== Provided data ==
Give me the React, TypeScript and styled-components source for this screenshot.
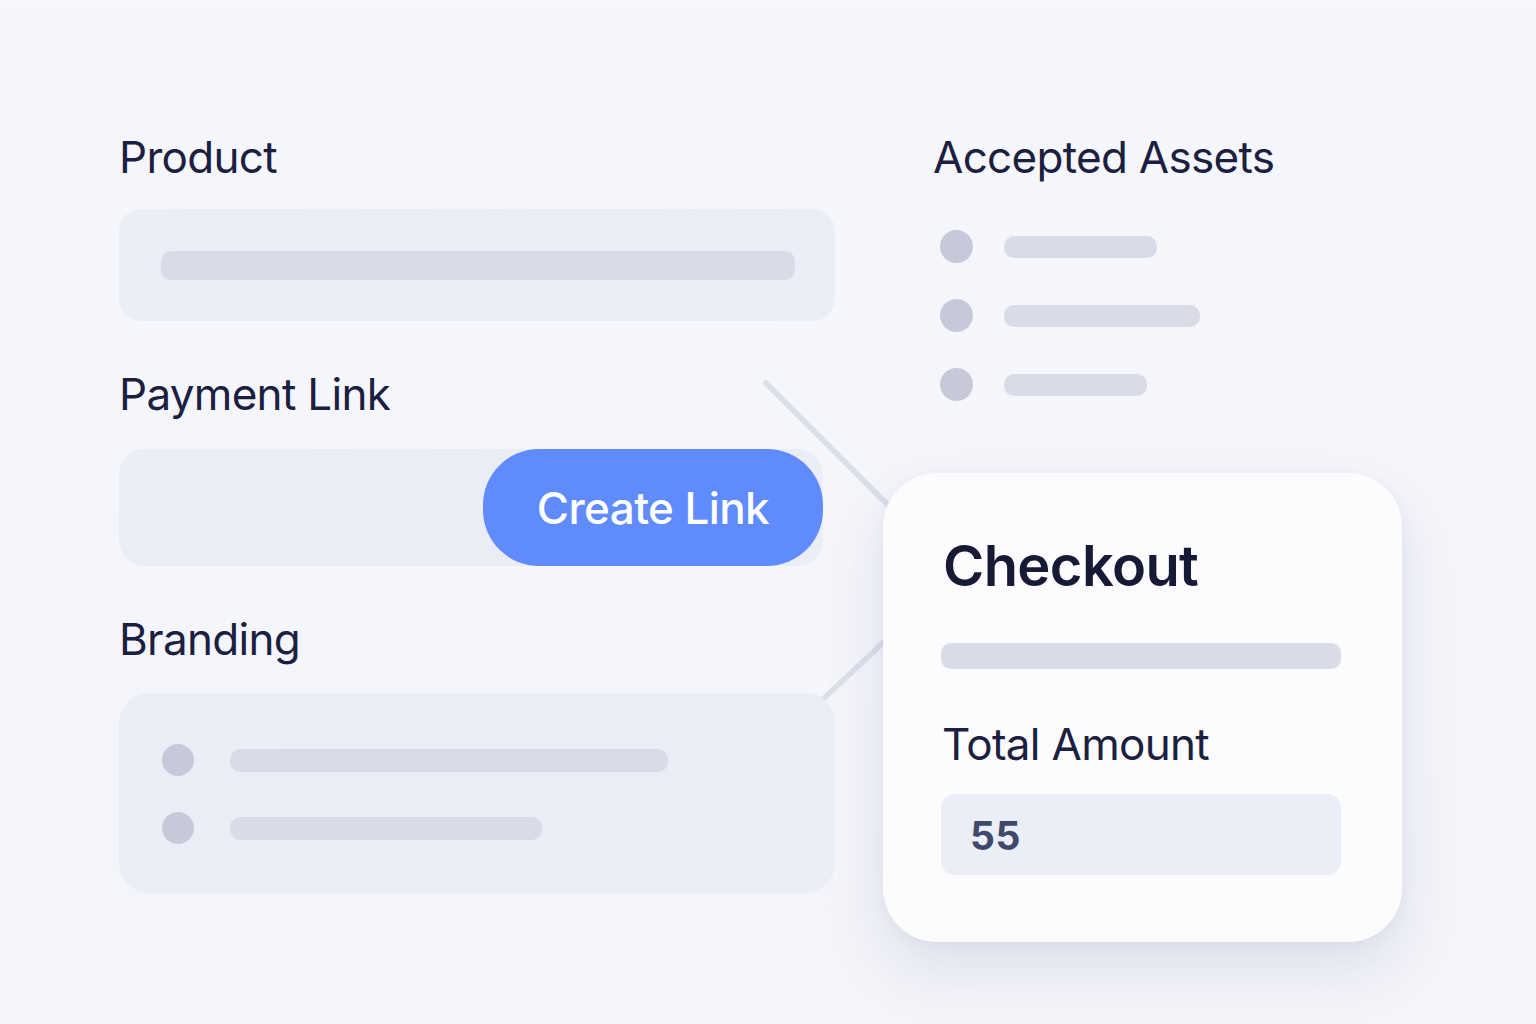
import React from "react";
import styled, { createGlobalStyle } from "styled-components";

const GlobalStyle = createGlobalStyle`
  html, body { margin: 0; padding: 0; background: #f5f6fb; }
  * { box-sizing: border-box; }
`;

const Page = styled.div`
  position: relative;
  width: 1536px;
  height: 1024px;
  overflow: hidden;
  background: linear-gradient(180deg, #f6f7fc 0%, #f4f5fa 100%);
  font-family: Inter, "Noto Sans", sans-serif;
  color: #1c2040;
  display: flex;
  align-items: flex-start;
  gap: 48px;
  padding: 135px 0 0 119px;
`;

const Connectors = styled.svg`
  position: absolute;
  inset: 0;
  width: 1536px;
  height: 1024px;
  z-index: 0;
  pointer-events: none;
`;

const Column = styled.div<{ $width: number }>`
  position: relative;
  z-index: 1;
  width: ${(p) => p.$width}px;
  display: flex;
  flex-direction: column;
`;

const Section = styled.section`
  display: flex;
  flex-direction: column;
  & + & { margin-top: 51px; }
`;

const Label = styled.h2<{ $indent?: number; $below?: number }>`
  margin: 0 0 ${(p) => p.$below ?? 30}px ${(p) => p.$indent ?? 0}px;
  font-size: 44px;
  line-height: 44px;
  font-weight: 400;
  letter-spacing: -0.7px;
  color: #1c2040;
`;

const Field = styled.div<{ $height: number; $radius: number }>`
  height: ${(p) => p.$height}px;
  border-radius: ${(p) => p.$radius}px;
  background: linear-gradient(135deg, #eceef7 0%, #eaecf6 60%, #eceef7 100%);
`;

const ProductField = styled(Field)`
  display: flex;
  align-items: center;
  padding: 0 40px 0 42px;
`;

const Bar = styled.div<{ $width?: number; $height: number }>`
  width: ${(p) => (p.$width ? `${p.$width}px` : "100%")};
  height: ${(p) => p.$height}px;
  border-radius: ${(p) => Math.min(p.$height / 2, 10)}px;
  background: #d9dce7;
  flex-shrink: 0;
`;

const LinkRow = styled(Field)`
  width: 704px;
  display: flex;
  justify-content: flex-end;
`;

const CreateButton = styled.button`
  width: 340px;
  height: 117px;
  border: none;
  border-radius: 56px;
  background: #5f8bfc;
  color: #ffffff;
  font-family: Inter, "Noto Sans", sans-serif;
  font-size: 44px;
  font-weight: 500;
  letter-spacing: -0.6px;
  cursor: pointer;
`;

const BrandingField = styled(Field)`
  display: flex;
  flex-direction: column;
  justify-content: center;
  gap: 36px;
  padding: 2px 0 0 43px;
`;

const ListRow = styled.div<{ $gap: number }>`
  display: flex;
  align-items: center;
  gap: ${(p) => p.$gap}px;
`;

const Dot = styled.span<{ $size: number }>`
  width: ${(p) => p.$size}px;
  height: ${(p) => p.$size}px;
  border-radius: 50%;
  background: #c6c9d8;
  flex-shrink: 0;
`;

const AssetList = styled.div`
  display: flex;
  flex-direction: column;
  gap: 36px;
  margin: 21px 0 0 57px;
`;

const CheckoutCard = styled.div`
  margin-top: 72px;
  width: 519px;
  height: 469px;
  border-radius: 54px;
  background: #fcfcfe;
  box-shadow: 0 26px 60px rgba(70, 80, 140, 0.13), 0 4px 14px rgba(70, 80, 140, 0.05);
  padding: 64px 61px 0 58px;
  display: flex;
  flex-direction: column;
`;

const CardTitle = styled.h1`
  margin: 0 0 48px 2px;
  font-size: 56px;
  line-height: 58px;
  font-weight: 600;
  letter-spacing: -0.6px;
  color: #161a36;
`;

const CardLabel = styled.div`
  margin: 53px 0 28px 1px;
  font-size: 44px;
  line-height: 44px;
  font-weight: 400;
  letter-spacing: -0.7px;
  color: #1c2040;
`;

const AmountBox = styled.div`
  height: 81px;
  border-radius: 14px;
  background: #eceef7;
  display: flex;
  align-items: center;
  padding: 2px 0 0 29px;
  font-size: 39px;
  font-weight: 700;
  color: #3e4a6b;
  letter-spacing: 0.5px;
`;

const assets = [153, 196, 143];
const brandRows = [438, 312];

export default function App() {
  return (
    <>
      <GlobalStyle />
      <Page>
        <Connectors viewBox="0 0 1536 1024">
          <line x1="766" y1="383" x2="890" y2="507" stroke="#dcdfea" strokeWidth="5.5" strokeLinecap="round" />
          <line x1="820" y1="702" x2="886" y2="640" stroke="#dcdfea" strokeWidth="5.5" strokeLinecap="round" />
        </Connectors>

        <Column $width={716}>
          <Section>
            <Label>Product</Label>
            <ProductField $height={112} $radius={22}>
              <Bar $height={29} />
            </ProductField>
          </Section>

          <Section>
            <Label $below={33}>Payment Link</Label>
            <LinkRow $height={117} $radius={26}>
              <CreateButton>Create Link</CreateButton>
            </LinkRow>
          </Section>

          <Section>
            <Label $below={32}>Branding</Label>
            <BrandingField $height={200} $radius={30}>
              {brandRows.map((w) => (
                <ListRow key={w} $gap={36}>
                  <Dot $size={32} />
                  <Bar $width={w} $height={23} />
                </ListRow>
              ))}
            </BrandingField>
          </Section>
        </Column>

        <Column $width={519}>
          <Label $indent={50}>Accepted Assets</Label>
          <AssetList>
            {assets.map((w) => (
              <ListRow key={w} $gap={31}>
                <Dot $size={33} />
                <Bar $width={w} $height={22} />
              </ListRow>
            ))}
          </AssetList>

          <CheckoutCard>
            <CardTitle>Checkout</CardTitle>
            <Bar $height={26} />
            <CardLabel>Total Amount</CardLabel>
            <AmountBox>55</AmountBox>
          </CheckoutCard>
        </Column>
      </Page>
    </>
  );
}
===
* _Directions_
Quote in full the listing given above; the images are to be left out.

* _Problem solution_
Give me the React, TypeScript and styled-components source for this screenshot.
import React from "react";
import styled, { createGlobalStyle } from "styled-components";

const GlobalStyle = createGlobalStyle`
  html, body { margin: 0; padding: 0; background: #f5f6fb; }
  * { box-sizing: border-box; }
`;

const Page = styled.div`
  position: relative;
  width: 1536px;
  height: 1024px;
  overflow: hidden;
  background: linear-gradient(180deg, #f6f7fc 0%, #f4f5fa 100%);
  font-family: Inter, "Noto Sans", sans-serif;
  color: #1c2040;
  display: flex;
  align-items: flex-start;
  gap: 48px;
  padding: 135px 0 0 119px;
`;

const Connectors = styled.svg`
  position: absolute;
  inset: 0;
  width: 1536px;
  height: 1024px;
  z-index: 0;
  pointer-events: none;
`;

const Column = styled.div<{ $width: number }>`
  position: relative;
  z-index: 1;
  width: ${(p) => p.$width}px;
  display: flex;
  flex-direction: column;
`;

const Section = styled.section`
  display: flex;
  flex-direction: column;
  & + & { margin-top: 51px; }
`;

const Label = styled.h2<{ $indent?: number; $below?: number }>`
  margin: 0 0 ${(p) => p.$below ?? 30}px ${(p) => p.$indent ?? 0}px;
  font-size: 44px;
  line-height: 44px;
  font-weight: 400;
  letter-spacing: -0.7px;
  color: #1c2040;
`;

const Field = styled.div<{ $height: number; $radius: number }>`
  height: ${(p) => p.$height}px;
  border-radius: ${(p) => p.$radius}px;
  background: linear-gradient(135deg, #eceef7 0%, #eaecf6 60%, #eceef7 100%);
`;

const ProductField = styled(Field)`
  display: flex;
  align-items: center;
  padding: 0 40px 0 42px;
`;

const Bar = styled.div<{ $width?: number; $height: number }>`
  width: ${(p) => (p.$width ? `${p.$width}px` : "100%")};
  height: ${(p) => p.$height}px;
  border-radius: ${(p) => Math.min(p.$height / 2, 10)}px;
  background: #d9dce7;
  flex-shrink: 0;
`;

const LinkRow = styled(Field)`
  width: 704px;
  display: flex;
  justify-content: flex-end;
`;

const CreateButton = styled.button`
  width: 340px;
  height: 117px;
  border: none;
  border-radius: 56px;
  background: #5f8bfc;
  color: #ffffff;
  font-family: Inter, "Noto Sans", sans-serif;
  font-size: 44px;
  font-weight: 500;
  letter-spacing: -0.6px;
  cursor: pointer;
`;

const BrandingField = styled(Field)`
  display: flex;
  flex-direction: column;
  justify-content: center;
  gap: 36px;
  padding: 2px 0 0 43px;
`;

const ListRow = styled.div<{ $gap: number }>`
  display: flex;
  align-items: center;
  gap: ${(p) => p.$gap}px;
`;

const Dot = styled.span<{ $size: number }>`
  width: ${(p) => p.$size}px;
  height: ${(p) => p.$size}px;
  border-radius: 50%;
  background: #c6c9d8;
  flex-shrink: 0;
`;

const AssetList = styled.div`
  display: flex;
  flex-direction: column;
  gap: 36px;
  margin: 21px 0 0 57px;
`;

const CheckoutCard = styled.div`
  margin-top: 72px;
  width: 519px;
  height: 469px;
  border-radius: 54px;
  background: #fcfcfe;
  box-shadow: 0 26px 60px rgba(70, 80, 140, 0.13), 0 4px 14px rgba(70, 80, 140, 0.05);
  padding: 64px 61px 0 58px;
  display: flex;
  flex-direction: column;
`;

const CardTitle = styled.h1`
  margin: 0 0 48px 2px;
  font-size: 56px;
  line-height: 58px;
  font-weight: 600;
  letter-spacing: -0.6px;
  color: #161a36;
`;

const CardLabel = styled.div`
  margin: 53px 0 28px 1px;
  font-size: 44px;
  line-height: 44px;
  font-weight: 400;
  letter-spacing: -0.7px;
  color: #1c2040;
`;

const AmountBox = styled.div`
  height: 81px;
  border-radius: 14px;
  background: #eceef7;
  display: flex;
  align-items: center;
  padding: 2px 0 0 29px;
  font-size: 39px;
  font-weight: 700;
  color: #3e4a6b;
  letter-spacing: 0.5px;
`;

const assets = [153, 196, 143];
const brandRows = [438, 312];

export default function App() {
  return (
    <>
      <GlobalStyle />
      <Page>
        <Connectors viewBox="0 0 1536 1024">
          <line x1="766" y1="383" x2="890" y2="507" stroke="#dcdfea" strokeWidth="5.5" strokeLinecap="round" />
          <line x1="820" y1="702" x2="886" y2="640" stroke="#dcdfea" strokeWidth="5.5" strokeLinecap="round" />
        </Connectors>

        <Column $width={716}>
          <Section>
            <Label>Product</Label>
            <ProductField $height={112} $radius={22}>
              <Bar $height={29} />
            </ProductField>
          </Section>

          <Section>
            <Label $below={33}>Payment Link</Label>
            <LinkRow $height={117} $radius={26}>
              <CreateButton>Create Link</CreateButton>
            </LinkRow>
          </Section>

          <Section>
            <Label $below={32}>Branding</Label>
            <BrandingField $height={200} $radius={30}>
              {brandRows.map((w) => (
                <ListRow key={w} $gap={36}>
                  <Dot $size={32} />
                  <Bar $width={w} $height={23} />
                </ListRow>
              ))}
            </BrandingField>
          </Section>
        </Column>

        <Column $width={519}>
          <Label $indent={50}>Accepted Assets</Label>
          <AssetList>
            {assets.map((w) => (
              <ListRow key={w} $gap={31}>
                <Dot $size={33} />
                <Bar $width={w} $height={22} />
              </ListRow>
            ))}
          </AssetList>

          <CheckoutCard>
            <CardTitle>Checkout</CardTitle>
            <Bar $height={26} />
            <CardLabel>Total Amount</CardLabel>
            <AmountBox>55</AmountBox>
          </CheckoutCard>
        </Column>
      </Page>
    </>
  );
}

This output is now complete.